Para os cristãos, a santidade é essa busca incessante de trazer para a nossa vida a Palavra de Deus e a sua revelação em Jesus Cristo, deixando que ela tome corpo, isto é, ganhe concretização e densidade, tanto na vida pessoal e na relação de uns com os outros, como no espaço público, onde se estabelecem as leis e os contractos, onde se alicerçam os fundamentos das instituições e se definem os seus modos de funcionamento, onde se dirimem os conflitos e onde, enfim, se buscam soluções de viver melhor.

Neste tempo e lugar em que habitamos, a busca da santidade no quotidiano da vida pessoal bem como no espaço público merece particular atenção e empenho.

O mundo desbussolado, que conhecemos, precisa de pessoas e de comunidades capazes de apontar alternativas a uma cultura que está manchada pelo egoísmo e pela ganância, precisa de superar uma mundividência que gera frustração, desigualdade, injustiça e, a prazo, só pode gerundiar sociedades permanentemente ameaçadas pelo caos e pela barbárie, onde o próprio ser humano corre o risco de se deixar asfixiar e, ele próprio, perder o norte.[1]

Só o caminho da santidade, que é o caminho do Amor, poderá conduzir à felicidade, pessoal e colectiva, à realização pessoal e ao bem comum e, concomitantemente, promover o indispensável reforço do progresso material e espiritual, da coesão social e da paz.

A santidade é como um vitral de múltiplas cores, ainda que mantenha um conjunto de cores básicas, como a verdade, a humildade, a compaixão, o respeito do outro, o amor ao próximo.

Nos nossos dias e tendo em conta os desafios críticos que conhecemos, a santidade deve incluir, além das virtudes básicas, duas dimensões essenciais: a empatia e o cuidado.

A empatia, nos seus dois sentidos que se completam: uma identificação emocional com o eu do outro e uma compreensão mútua. Precisamos, urgentemente, de valorizar e pôr em prática um sentido empático para com o outro, conhecer e saber acolher as suas necessidades, sonhos e aspirações como se nossas fossem. Precisamos de sermos capazes de nos colocarmos do seu lado, compreendendo as suas frustrações e os seus justos desejos. A empatia leva-nos ao gosto do outro com o que tal comporta de um desejo verdadeiro e operativo do seu bem, da sua realização e felicidade. Isto tanto na relação pessoal, como na vida das organizações, na empresa como nos serviços públicos, na escola como nos centros de saúde, nos partidos políticos como na governação.

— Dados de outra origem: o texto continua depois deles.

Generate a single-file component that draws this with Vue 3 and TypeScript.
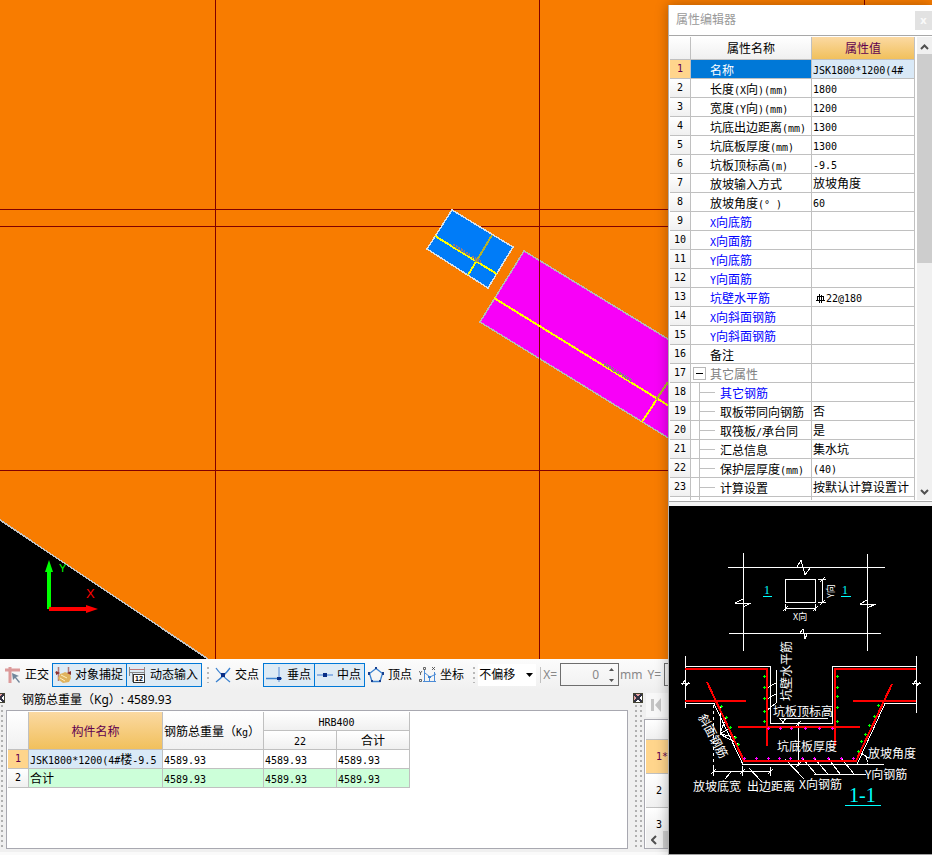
<script setup lang="ts">
import { ref } from 'vue'

type Kind = 'normal' | 'blue' | 'group' | 'child'
interface Prop { name: string; value: string; kind?: Kind; blue?: boolean; rebar?: boolean }
interface Run { text: string; mono: boolean }

const props: Prop[] = [
  { name: '名称', value: 'JSK1800*1200(4#' },
  { name: '长度(X向)(mm)', value: '1800' },
  { name: '宽度(Y向)(mm)', value: '1200' },
  { name: '坑底出边距离(mm)', value: '1300' },
  { name: '坑底板厚度(mm)', value: '1300' },
  { name: '坑板顶标高(m)', value: '-9.5' },
  { name: '放坡输入方式', value: '放坡角度' },
  { name: '放坡角度(° )', value: '60' },
  { name: 'X向底筋', value: '', blue: true },
  { name: 'X向面筋', value: '', blue: true },
  { name: 'Y向底筋', value: '', blue: true },
  { name: 'Y向面筋', value: '', blue: true },
  { name: '坑壁水平筋', value: '22@180', blue: true, rebar: true },
  { name: 'X向斜面钢筋', value: '', blue: true },
  { name: 'Y向斜面钢筋', value: '', blue: true },
  { name: '备注', value: '' },
  { name: '其它属性', value: '', kind: 'group' },
  { name: '其它钢筋', value: '', kind: 'child', blue: true },
  { name: '取板带同向钢筋', value: '否', kind: 'child' },
  { name: '取筏板/承台同', value: '是', kind: 'child' },
  { name: '汇总信息', value: '集水坑', kind: 'child' },
  { name: '保护层厚度(mm)', value: '(40)', kind: 'child' },
  { name: '计算设置', value: '按默认计算设置计', kind: 'child' },
]

// Half-width characters are set on a 6px grid next to 12px ideographs.
function runs(s: string): Run[] {
  const parts = s.match(/[\x20-\x7e°]+|[^\x20-\x7e°]+/g) ?? []
  return parts.map((text) => ({ text, mono: /^[\x20-\x7e°]/.test(text) }))
}

const snap = ref(true)
const dyn = ref(true)
const perp = ref(true)
const mid = ref(true)
const offset = ref('不偏移')
const dx = ref('0')

type Pt = [number, number]
const green: Pt[] = [
  [764, 676], [764, 687], [764, 698], [764, 711], [764, 721],
  [837, 676], [837, 687], [837, 696], [837, 707], [837, 721],
  [721, 706], [726, 717], [730, 727], [735, 737], [738, 744],
  [878, 705], [874, 716], [869, 725], [865, 734], [861, 741], [858, 751],
]
const magenta: Pt[] = [
  [768, 728], [780, 728], [791, 728], [805, 728], [819, 728], [832, 728],
  [744, 758], [756, 758], [768, 758], [779, 758], [790, 758], [802, 758],
  [814, 758], [828, 758], [841, 758], [853, 758],
]
const plus = (pts: Pt[]) => pts.map(([x, y]) => `M${x - 1} ${y + 0.5}h3M${x + 0.5} ${y - 1}v3`).join('')
</script>

<template>
  <div class="app">
    <svg class="canvas" viewBox="0 0 932 659" preserveAspectRatio="xMinYMin slice" role="img" aria-label="平面图">
      <rect width="932" height="659" fill="#f87c00" />
      <path d="M0 520L208 659H0z" fill="#000" />
      <g shape-rendering="crispEdges" fill="none">
        <path d="M0 520L208 659" stroke="#c4c4c4" stroke-width="1.5" />
        <path d="M524 251L740 383V482L480 322z" fill="#f800f8" stroke="#b8b8b8" stroke-width="1.5" />
        <path d="M0 209.500H932M0 226.500H932M0 470.500H932M215.500 0V659M539.500 0V659M864.500 0V659" stroke="#800000" />
        <path d="M452 210L513 247L488 288L427 249z" fill="#007cf8" stroke="#d8e0e8" stroke-width="1.5" />
        <path d="M435 236L497 274M492 235L468 275M494 298L700 425M668 382L642 422" stroke="#ffff00" stroke-width="2" />
        <path d="M492 235L476 262M668 382L656 400" stroke="#b0b030" stroke-width="2" />
        <path d="M453 245L470 255M472 257L481 262M604 364L632 381" stroke="#8a7a8a" stroke-width="3" stroke-dasharray="2 1" />
      </g>
      <path d="M47 609V572H45L49 560L53 572H51V609z" fill="#0f0" />
      <path d="M49 607H86V605L98 609L86 613V611H49z" fill="#f00" />
      <text class="axis" x="59" y="572" fill="#0f0">Y</text>
      <text class="axis x-axis" x="86" y="598" fill="#f00">X</text>
    </svg>

    <div class="toolbar">
      <button class="tool ortho" type="button">
        <svg width="16" height="16" viewBox="0 0 16 16"><path d="M0 3h15M5 0v16" stroke="#dc9a9a" stroke-width="3" /><path d="M7 6l7 3-3 1 4 5-1 1-4-5-2 2z" fill="#71869b" /></svg>
        <span>正交</span>
      </button>
      <button class="tool on" type="button" :aria-pressed="snap" @click="snap = !snap">
        <svg width="16" height="16" viewBox="0 0 16 16"><path d="M3.500 0v14M13.500 0v10M0 5.500h3" stroke="#b27a7a" stroke-width="1.500" /><path d="M5 7l3-1 2-1 5 2 1 4-2 4-6 1-4-3-1-2z" fill="#e0b35e" /><path d="M6 8l6 3M5 11l5 3" stroke="#fff0c0" /><path d="M1 4l4 2-4 2zM16 4l-4 2 4 2z" fill="#8b3030" /></svg>
        <span>对象捕捉</span>
      </button>
      <button class="tool on joined" type="button" :aria-pressed="dyn" @click="dyn = !dyn">
        <svg width="17" height="16" viewBox="0 0 17 16"><path d="M0 2.500h16" stroke="#c07878" fill="none" /><path d="M0 5.500h16M.5 0v9M15.500 0v8M3.500 6v9" stroke="#888" fill="none" /><rect x="4.500" y="7.500" width="11" height="8" fill="#fff" stroke="#333" /><text x="6" y="14" class="twelve">12</text></svg>
        <span>动态输入</span>
      </button>
      <i class="grip"></i>
      <button class="tool" type="button">
        <svg width="16" height="16" viewBox="0 0 16 16"><path d="M1 1q4 6 14 14M15 1Q10 8 1 15" stroke="#3b82d0" stroke-width="1.300" fill="none" /><rect x="6" y="6" width="4" height="4" fill="#0a2f86" /></svg>
        <span>交点</span>
      </button>
      <button class="tool on" type="button" :aria-pressed="perp" @click="perp = !perp">
        <svg width="17" height="16" viewBox="0 0 17 16"><path d="M13 0v15" stroke="#9bbce6" stroke-width="2" /><path d="M0 11.500h16" stroke="#3b82d0" stroke-width="1.500" /><rect x="11" y="10" width="4" height="3" fill="#0a2f86" /></svg>
        <span>垂点</span>
      </button>
      <button class="tool on joined" type="button" :aria-pressed="mid" @click="mid = !mid">
        <svg width="16" height="16" viewBox="0 0 16 16"><path d="M0 8h16" stroke="#8fb4e4" stroke-width="2" /><rect x="6" y="6" width="4" height="4" fill="#0a2f86" /></svg>
        <span>中点</span>
      </button>
      <button class="tool" type="button">
        <svg width="16" height="16" viewBox="0 0 16 16"><path d="M8 1.500L14.500 6.500L12 14.500H4L1.500 6.500z" fill="none" stroke="#3b82d0" stroke-width="1.300" /><path d="M7 0h2v2H7zM0 5h2v3H0zM14 5h2v3h-2zM3 13h2v2H3zM11 13h2v2h-2z" fill="#17408f" /></svg>
        <span>顶点</span>
      </button>
      <button class="tool" type="button">
        <svg width="17" height="16" viewBox="0 0 17 16"><path d="M5.500 3v12M4 14.500h13M6 6l5 4 6-3M10.500 9v5M15.500 5v9" stroke="#4b8bd6" fill="none" /><path d="M0 4l1.500 2L3 4M1.500 6v2M4.500 .5h2v2h-2zM13 0l3 3M16 0l-3 3M.5 12.500h2v2h-2z" stroke="#444" stroke-width=".8" fill="none" /><path d="M9 9h3v2H9z" fill="#3b82d0" /></svg>
        <span>坐标</span>
      </button>
      <i class="grip"></i>
      <label class="combo">
        <select v-model="offset" aria-label="偏移方式"><option>不偏移</option></select>
        <svg width="7" height="4" viewBox="0 0 7 4"><path d="M0 0h7L3.500 4z" /></svg>
      </label>
      <i class="sep"></i>
      <label class="axis-label" for="dx">X=</label>
      <span class="spin">
        <input id="dx" v-model="dx" type="text" />
        <svg width="5" height="16" viewBox="0 0 5 16"><path d="M0 4L2.500 1L5 4zM0 12h5L2.500 15z" fill="#555" /></svg>
      </span>
      <span class="axis-label">mm</span>
      <label class="axis-label y-label" for="dy">Y=</label>
      <span class="spin"><input id="dy" type="text" value="0" /></span>
    </div>

    <div class="dock">
      <div class="edge"><i class="pin"></i><i class="dots"></i></div>
      <section class="summary">
        <div class="total">钢筋总重量（Kg）: 4589.93</div>
        <div class="frame">
          <table class="grid weights">
            <colgroup><col class="w-no" /><col class="w-name" /><col class="w-total" /><col class="w-val" /><col class="w-val" /></colgroup>
            <thead>
              <tr><th rowspan="2"></th><th rowspan="2" class="hot">构件名称</th><th rowspan="2" class="left">钢筋总重量（<span class="mono">Kg</span>）</th><th colspan="2"><span class="mono">HRB400</span></th></tr>
              <tr><th><span class="mono">22</span></th><th>合计</th></tr>
            </thead>
            <tbody>
              <tr>
                <th class="num hot-no">1</th>
                <td class="current"><span v-for="(r, i) in runs('JSK1800*1200(4#楼-9.5')" :key="i" :class="{ mono: r.mono }">{{ r.text }}</span></td>
                <td v-for="n in 3" :key="n"><span class="mono">4589.93</span></td>
              </tr>
              <tr class="sum"><th class="num">2</th><td>合计</td><td v-for="n in 3" :key="n"><span class="mono">4589.93</span></td></tr>
            </tbody>
          </table>
        </div>
      </section>
      <div class="splitter"><i class="pin"></i><i class="dots"></i></div>
      <section class="records">
        <button class="first" type="button" aria-label="首条记录">
          <svg width="10" height="14" viewBox="0 0 10 14"><path d="M0 1h3v12H0zM10 0v14L4 7z" fill="#c4c4c4" /></svg>
        </button>
        <div class="record-frame">
          <div class="rec head"></div>
          <div class="rec active">1*</div>
          <div class="rec">2</div>
          <div class="rec last">3</div>
          <div class="hbar"><svg width="6" height="10" viewBox="0 0 6 10"><path d="M5 1L1 5L5 9" fill="none" stroke="#505050" stroke-width="2" /></svg><i></i></div>
        </div>
      </section>
    </div>

    <aside class="editor">
      <header class="title"><span>属性编辑器</span><button type="button" aria-label="关闭">x</button></header>
      <div class="prop-area">
        <div class="prop-scroll">
          <table class="grid">
            <colgroup><col class="p-no" /><col class="p-name" /><col /></colgroup>
            <thead><tr><th></th><th>属性名称</th><th class="hot">属性值</th></tr></thead>
            <tbody>
              <tr v-for="(p, i) in props" :key="i" :class="{ selected: i === 0 }">
                <th class="num" :class="{ 'hot-no': i === 0 }">{{ i + 1 }}</th>
                <td class="name" :class="[p.kind, { blue: p.blue }]">
                  <button v-if="p.kind === 'group'" class="toggle" type="button" aria-label="折叠"></button>
                  <span v-for="(r, j) in runs(p.name)" :key="j" :class="{ mono: r.mono }">{{ r.text }}</span>
                </td>
                <td class="value">
                  <svg v-if="p.rebar" class="rebar" width="9" height="9" viewBox="0 0 9 9"><path d="M3.500 0v9M5.500 1v8M1 2.500h7M1.500 2v4M7.500 2v4M0 6.500h9" fill="none" stroke="#000" shape-rendering="crispEdges" /></svg>
                  <span v-for="(r, j) in runs(p.value)" :key="j" :class="{ mono: r.mono }">{{ r.text }}</span>
                </td>
              </tr>
              <tr><th></th><td class="child"></td><td></td></tr>
            </tbody>
          </table>
        </div>
        <div class="vbar">
          <svg width="9" height="6" viewBox="0 0 9 6"><path d="M1 5L4.500 1.500L8 5" /></svg>
          <i></i>
          <svg width="9" height="6" viewBox="0 0 9 6"><path d="M1 1L4.500 4.500L8 1" /></svg>
        </div>
      </div>

      <svg class="diagram" viewBox="669 506 263 348" role="img" aria-label="集水坑参数图">
        <g shape-rendering="crispEdges" fill="none" stroke="#fff">
          <path d="M743.500 553V651M867.500 554V651M728 567.500H885M729 633.500H881" />
          <path d="M797 567L801 560L805 575L810 568M800 633L803 629L805 639L807 634" />
          <path d="M735 603.500H751M735 603L743 599V607L751 603M860 604.500H876M860 604L867 600V608L876 604" />
          <path d="M785.500 579.500H815.500V602.500H785.500zM822.500 579V603M818 579.500H826M818 602.500H826M820 582L825 577M820 605L825 600" />
          <path d="M785.500 604V611M815.500 604V611M785 608.500H816M783 611L788 606M813 611L818 606" />
          <path d="M685.500 656V708M916.500 656V713M685 666.500H770.500V723.500H832.500V666.500H916" />
          <path d="M681 683.500H690M682 685L685 680V687L689 682M912 683.500H921M913 685L916 680V687L920 682" />
          <path d="M685 703.500H714L743 764.500H884M916 703.500H885L857 764.500" />
          <path d="M713.500 705V770" stroke-dasharray="3 3" />
          <path d="M798.500 722V766M796 726L801 721M796 767L801 762M779 718.500H828M780 718L783 723L786 718" />
          <path d="M776.500 670V703M776 683L767 688M776 694L767 699M776 703L765 712" />
          <path d="M720 734L721 706M720 734L726 717M720 734L731 727M720 734L735 737M720 734L738 744" />
          <path d="M713 771.500H771M713.500 767V776M742.500 766V776M770.500 767V776M711 774L716 769M740 774L745 769M768 774L773 769M731 772L725 779M749 768L762 782" />
          <path d="M785 759L804 779M814 774.500H866M802 758L816 774M814 758L828 774M828 758L840 774M841 758L854 774" />
          <path d="M862 754Q868 756 867 764M862 754L869 758" />
        </g>
        <g shape-rendering="crispEdges" fill="none" stroke="#f00" stroke-width="2">
          <path d="M685 669H767V746M916 669H835V746M685 701H746M853 701H916M738 727H860" />
          <path d="M707 682L744 761H856L892 684" />
        </g>
        <path :d="plus(green)" stroke="#0f0" shape-rendering="crispEdges" />
        <path :d="plus(magenta)" stroke="#f0f" shape-rendering="crispEdges" />
        <g class="note">
          <text x="773" y="716">坑板顶标高</text>
          <text x="777" y="751">坑底板厚度</text>
          <text x="868" y="758">放坡角度</text>
          <text x="865" y="779">Y向钢筋</text>
          <text x="799" y="789">X向钢筋</text>
          <text x="693" y="791">放坡底宽</text>
          <text x="747" y="791">出边距离</text>
          <text transform="translate(791 701) rotate(-90)">坑壁水平筋</text>
          <text transform="translate(698 717) rotate(62)">斜面钢筋</text>
          <text class="tiny" x="793" y="620">X向</text>
          <text class="tiny" transform="translate(834 598) rotate(-90)">Y向</text>
        </g>
        <g class="mark">
          <text x="764" y="594">1</text><text x="842" y="594">1</text><text class="big" x="849" y="802">1-1</text>
          <path d="M763 596.500H772M841 596.500H851M845 805.500H881" stroke="#0ff" shape-rendering="crispEdges" />
        </g>
      </svg>
    </aside>
  </div>
</template>

<style>
body { background: #f0f0f0; }
</style>

<style scoped>
.app {
  position: relative;
  display: flex;
  flex-direction: column;
  height: 100vh;
  overflow: hidden;
  background: #f0f0f0;
  color: #000;
  font: 12px/18px "Noto Sans", "Noto Sans CJK SC", sans-serif;
}
button { font: inherit; color: inherit; margin: 0; padding: 0; border: 0; background: none; }
.canvas { display: block; width: 100%; flex: 1 1 0; min-height: 0; }
.axis { font: 11px "Liberation Sans", sans-serif; }
.x-axis { font-size: 13px; }

.toolbar {
  display: flex;
  align-items: center;
  flex: none;
  height: 31px;
  padding-left: 2px;
  overflow: hidden;
  white-space: nowrap;
  background: linear-gradient(#fcfcfc, #f0f0f0);
}
.tool {
  display: flex;
  align-items: center;
  flex: none;
  gap: 4px;
  height: 24px;
  padding: 0 3px 0 2px;
  border: 1px solid transparent;
}
.tool.ortho { padding-right: 2px; }
.tool.on { background: #deebf5; border-color: #0078d7; }
.tool.on.joined { margin-left: -1px; }
.twelve { font: bold 7px "Liberation Sans", sans-serif; }
.grip {
  flex: none;
  width: 2px;
  height: 16px;
  margin: 0 3px 0 5px;
  background: repeating-linear-gradient(#b8b8b8 0 2px, transparent 2px 5px);
}
.combo {
  position: relative;
  display: flex;
  flex: none;
  align-items: center;
  width: 58px;
  height: 22px;
  background: #fff;
}
.combo select {
  width: 100%;
  height: 100%;
  padding: 0 0 0 1px;
  border: 0;
  background: none;
  appearance: none;
  font: inherit;
}
.combo svg { position: absolute; right: 3px; top: 9px; pointer-events: none; }
.sep { flex: none; width: 1px; height: 16px; margin: 0 2px 0 4px; background: #c0c0c0; }
.axis-label { flex: none; color: #888; }
.y-label { margin-left: 5px; }
.spin {
  display: flex;
  flex: none;
  align-items: center;
  width: 53px;
  height: 21px;
  margin: 0 1px 0 3px;
  padding-right: 4px;
  border: 1px solid #6e6e6e;
}
.spin input { flex: 1; min-width: 0; padding: 0 10px 0 0; border: 0; background: none; color: #888; font: inherit; text-align: right; }

.dock { display: flex; flex: none; height: 165px; box-sizing: border-box; padding-bottom: 3px; border-bottom: 3px solid #fafafa; }
.edge { display: flex; flex-direction: column; align-items: flex-end; gap: 2px; flex: none; width: 6px; padding-top: 3px; overflow: hidden; }
.splitter { display: flex; flex-direction: column; align-items: center; gap: 2px; flex: none; width: 16px; padding: 3px 0 0 4px; box-sizing: border-box; }
.pin {
  flex: none;
  width: 8px;
  height: 8px;
  border: 1px solid #443;
  background: linear-gradient(45deg, transparent 42%, #334 42% 58%, transparent 58%), linear-gradient(-45deg, #fff 42%, #334 42% 58%, #e8a0a0 58%);
}
.dots { flex: 1; width: 7px; background: repeating-linear-gradient(transparent 0 2px, #f0f0f0 2px 5px), repeating-linear-gradient(90deg, #b0b0b0 0 2px, #f0f0f0 2px 5px); }
.edge .pin { margin-right: 1px; }
.edge .dots { margin-right: 3px; }
.summary { display: flex; flex-direction: column; flex: 1; min-width: 0; }
.total { height: 20px; padding-left: 16px; line-height: 20px; }
.frame { flex: 1; min-height: 0; padding: 1px; border: 1px solid #a8a8b0; background: #fff; box-sizing: border-box; overflow: hidden; }

.grid { border-collapse: separate; border-spacing: 0; table-layout: fixed; font-family: "Noto Sans CJK SC", sans-serif; line-height: 16px; }
.grid th, .grid td {
  height: 18px;
  padding: 0 0 0 1px;
  border-right: 1px solid #c0c0c0;
  border-bottom: 1px solid #c0c0c0;
  text-align: left;
  font-weight: normal;
  white-space: pre;
  overflow: hidden;
}
.grid th { padding: 0; text-align: center; background: linear-gradient(#fff, #f0f0f0); }
.grid th.left { padding-left: 1px; text-align: left; }
.grid th.hot { color: #600050; background: linear-gradient(#fbd9a2, #f1c05c); }
.grid th.hot-no { color: #600050; background: #ffd58c; }
.grid .num, .mono { font-family: "DejaVu Sans Mono", monospace; font-size: 10px; }
.mono { line-height: 10px; }
.grid td.current { background: #d9e9f7; }
.grid .sum td { background: #ccffd9; }
.weights { width: 402px; }
.w-no { width: 21px; }
.w-name { width: 134px; }
.w-total { width: 101px; }
.w-val { width: 73px; }

.records { display: flex; flex-direction: column; flex: none; width: 288px; }
.first { display: flex; align-items: center; flex: none; width: 60px; height: 24px; margin: 3px 0 2px 2px; padding-left: 5px; background: #f8f8f8; }
.record-frame { flex: 1; min-height: 0; overflow: hidden; display: flex; flex-direction: column; border: 1px solid #a8a8b0; padding-left: 1px; background: #fff; }
.rec {
  flex: none;
  height: 33px;
  padding-left: 10px;
  border-bottom: 1px solid #c0c0c0;
  background: linear-gradient(#fff, #f0f0f0);
  font: 10px/33px "DejaVu Sans Mono", monospace;
}
.rec.head { height: 19px; }
.rec.active { background: #ffd58c; color: #600050; }
.rec.last { flex: 1 1 0; height: auto; min-height: 0; border: 0; }
.hbar { position: relative; display: flex; align-items: center; flex: none; height: 17px; padding-left: 5px; gap: 6px; background: #f0f0f0; }
.hbar i { flex: 1; height: 100%; background: #cdcdcd; }

.editor {
  position: absolute;
  top: 5px;
  right: 0;
  bottom: 0;
  display: flex;
  flex-direction: column;
  width: 264px;
  box-sizing: border-box;
  border-left: 1px solid #b0b0b0;
  border-bottom: 1px solid #a0a0a0;
  background: #f4f4f4;
  box-shadow: 0 0 12px rgba(0, 0, 0, .3);
}
.title { display: flex; align-items: center; justify-content: space-between; flex: none; height: 30px; padding-left: 7px; background: #fff; color: #999; }
.title button { width: 17px; height: 19px; background: #e2e2e2; color: #fafafa; font: bold 11px/16px "Noto Sans", sans-serif; }
.prop-area { display: flex; flex: 1; min-height: 0; margin-bottom: 4px; padding: 1px 0 1px 1px; border: solid #a8a8a8; border-width: 1px 0; background: #fff; }
.prop-scroll { flex: 1; min-width: 0; overflow: hidden; }
.prop-scroll .grid { width: 100%; }
.grid thead tr:only-child th { height: 22px; }
.p-no { width: 21px; }
.p-name { width: 121px; }
.grid .name { position: relative; padding-left: 19px; padding-top: 1px; height: 17px; }
.grid .name.group { color: #808080; }
.grid .name.child { padding-left: 29px; }
.grid .child { position: relative; }
.blue { color: #00f; }
.grid .selected .name { background: #0078d7; color: #fff; }
.grid .selected .value { background: #d9e9f7; }
.child::before { content: ""; position: absolute; left: 8px; top: 0; bottom: -1px; width: 1px; background: #c0c0c0; }
.child::after { content: ""; position: absolute; left: 8px; top: 9px; width: 16px; height: 1px; background: #c0c0c0; }
.toggle { position: absolute; left: 2px; top: 3px; width: 13px; height: 13px; border: 1px solid #b8b8b8; background: linear-gradient(#000, #000) center / 7px 1px no-repeat #fff; }
.rebar { margin: 0 1px 0 3px; vertical-align: -1px; }
.vbar { display: flex; flex-direction: column; align-items: center; flex: none; width: 15px; margin-left: 2px; padding: 7px 0 5px; box-sizing: border-box; background: #f0f0f0; }
.vbar svg { flex: none; }
.vbar path { fill: none; stroke: #505050; stroke-width: 2; }
.vbar i { width: 100%; height: 209px; margin: 4px 0 auto; background: #cdcdcd; }
.diagram { display: block; flex: none; width: 100%; background: #000; }
.note text { fill: #fff; font: 12px "Noto Sans CJK SC", sans-serif; }
.note .tiny { font-size: 9px; }
.mark text { fill: #0ff; font: 12px "Liberation Serif", serif; }
.mark .big { font-size: 20px; }
</style>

Sobre o cuidado bastará recordar que este é hoje considerado uma atitude básica que todo o ser humano deve desenvolver, já que aparece inequivocamente associado à própria sobrevivência da Humanidade. Assim sendo, tem de fazer parte da busca e da prática da santidade vivida no quotidiano.


[1] Forbes, Jorge – A psicanálise do homem desbussolado – As reacções ao futuro e o seu tratamento. (IV Congresso da Associação Mundial de Psicanálise, 4 de Agosto de 2004).  Agradeço a Maria do Céu Tostão esta referência.